Unbändige Neugierde treibt sie an, den Blick über den Tellerrand zu wagen – nicht nur jenen des rein Pianistischen, auch des Musikalischen an sich. Wenn Olena Kushpler über künstlerische Tiefe sinniert, kommt sie schnell auf Evgeni Koroliov zu sprechen und dabei gleich ins Schwärmen: „Meine Liebe zur Malerei habe ich ihm ebenso zu verdanken wie Empfehlungen, bestimmte Bücher zu lesen. Koroliov gab mir zu verstehen, wir müssten eigentlich mehr miteinander reden als Klavier zu spielen.“ Die Horizonte, die ihr der Professor während ihres Studiums an der Hamburger Musikhochschule aufzeigte, sind es auch gewesen, die sie bis heute an jedem neuen Tag ihres künstlerischen Daseins beflügeln. „Ich will kein risikofreies Leben.“ So lotet die vor Kreativität sprudelnde Musikerin das Spannungsfeld von Musik und Literatur gern in neuen Konzertformaten mit Kollegen des gesprochenen Wortes aus, Iris Berben und Roger Willemsen gehörten bereits dazu. Als besonders beglückend empfindet Olena Kushpler immer wieder die Begegnungen mit anderen Künstlern und Sparten, die sie sogar in ihrem eigenen Festival „Kontraste“ bereits erfolgreich erprobt hat: Ihr Ideenreichtum und Idealismus wurden belohnt.
Das vielseitige Forschen nach Vernetzung und gegenseitiger Bereicherung geht freilich weiter. Da ist ihr Lied-Duo, das sie gemeinsam mit ihrer an der Wiener Staatsoper engagierten Schwester Zoryana, einer gefragten Mezzosopranistin, bildet und das auch auf einer wunderbaren CD-Aufnahme russischer Romanzen zu bestaunen ist. Und da ist das Bonnard Trio, mit dem sie die beiden Klaviertrios von Mendelssohn eingespielt hat und mit dem sie auf verschiedenen Festivals große Erfolge feierte. Für ihre kammermusikalische Arbeit hat ihr zumal das Coaching durch die Mitglieder des legendären Alban Berg Quartetts sehr geholfen: Sie haben uns diese „Freiheit des Kunstverständnisses und diese Bestätigung, der eigenen Intuition zu folgen“ weitergegeben.
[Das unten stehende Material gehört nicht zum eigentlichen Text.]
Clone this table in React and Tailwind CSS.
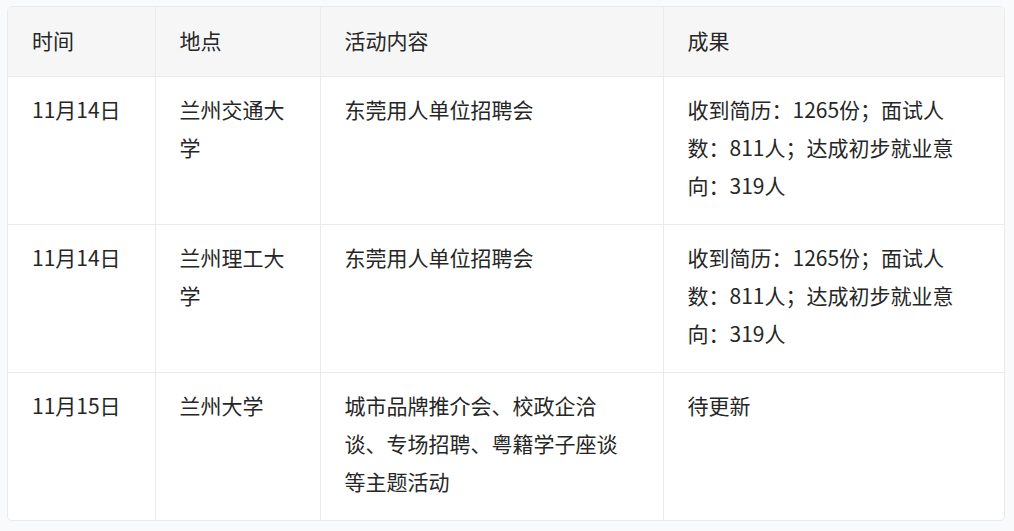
import React from "react";

const rows = [
  {
    time: "11月14日",
    place: "兰州交通大学",
    content: "东莞用人单位招聘会",
    result: "收到简历：1265份；面试人数：811人；达成初步就业意向：319人",
  },
  {
    time: "11月14日",
    place: "兰州理工大学",
    content: "东莞用人单位招聘会",
    result: "收到简历：1265份；面试人数：811人；达成初步就业意向：319人",
  },
  {
    time: "11月15日",
    place: "兰州大学",
    content: "城市品牌推介会、校政企洽谈、专场招聘、粤籍学子座谈等主题活动",
    result: "待更新",
  },
];

export default function App() {
  return (
    <div
      className="w-[1014px] h-[531px] bg-[#f9fafb] pt-[6px] pl-[7px]"
      style={{ fontFamily: '"Noto Sans CJK SC", "Noto Sans", sans-serif' }}
    >
      <div className="w-[998px] rounded-[5px] border border-[#ebebeb] overflow-hidden bg-white">
        <table className="w-full table-fixed border-collapse text-[21px] leading-[38px] text-[#262626]">
          <colgroup>
            <col className="w-[147px]" />
            <col className="w-[165px]" />
            <col className="w-[343px]" />
            <col className="w-[343px]" />
          </colgroup>
          <thead>
            <tr className="bg-[#f6f6f6]">
              <th className="pl-6 pr-6 pt-[14px] pb-[17px] text-left font-normal">时间</th>
              <th className="pl-6 pr-6 pt-[14px] pb-[17px] text-left font-normal border-l border-[#ebebeb]">地点</th>
              <th className="pl-6 pr-[40px] pt-[14px] pb-[17px] text-left font-normal border-l border-[#ebebeb]">活动内容</th>
              <th className="pl-6 pr-6 pt-[14px] pb-[17px] text-left font-normal border-l border-[#ebebeb]">成果</th>
            </tr>
          </thead>
          <tbody>
            {rows.map((r, i) => (
              <tr key={i} className="border-t border-[#ebebeb] align-top">
                <td className="pl-6 pr-6 pt-[13px] pb-[20px]">{r.time}</td>
                <td className="pl-6 pr-6 pt-[13px] pb-[20px] border-l border-[#ebebeb]">{r.place}</td>
                <td className="pl-6 pr-[40px] pt-[13px] pb-[20px] border-l border-[#ebebeb]">{r.content}</td>
                <td className="pl-6 pr-6 pt-[13px] pb-[20px] border-l border-[#ebebeb]">{r.result}</td>
              </tr>
            ))}
          </tbody>
        </table>
      </div>
    </div>
  );
}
Keineswegs zu kurz kommt in Kushplers Künstlerleben natürlich das eigentliche Klavierspielen, das jedoch seinerseits von ihren anderen Aktivitäten, besonders der Beschäftigung mit Literatur und Malerei, enorm profitiert. Wie sehr, ist auf ihrer Solo-CD mit der impressionistisch angehauchten, feinnervig konzentrierten Musik des Katalanen Federico Mompou zu hören, den kurz nach Olena Kushpler nun auch Arcadi Volodos eine eigene Einspielung gewidmet hat. Den außerhalb der iberischen Halbinsel also zunehmend wiederentdeckten, 1987 hochbetagt verstorbenen Komponisten aus Barcelona wird sie bei ihrem Recital im Rahmen des Schleswig-Holstein Musik Festivals in Kiel neben Debussy, Ravel und Schumann spielen.
Ein Kritiker nannte Kushpler „eine große Erzählerin“. Eben das sei ihr Ideal: Durch die Suche nach feinsten Farben, dynamischen Schattierungen und dem besonderen Klang eines jeden Stils den Menschen Geschichten zu erzählen, die durch Worte allein nie zu vermitteln wären.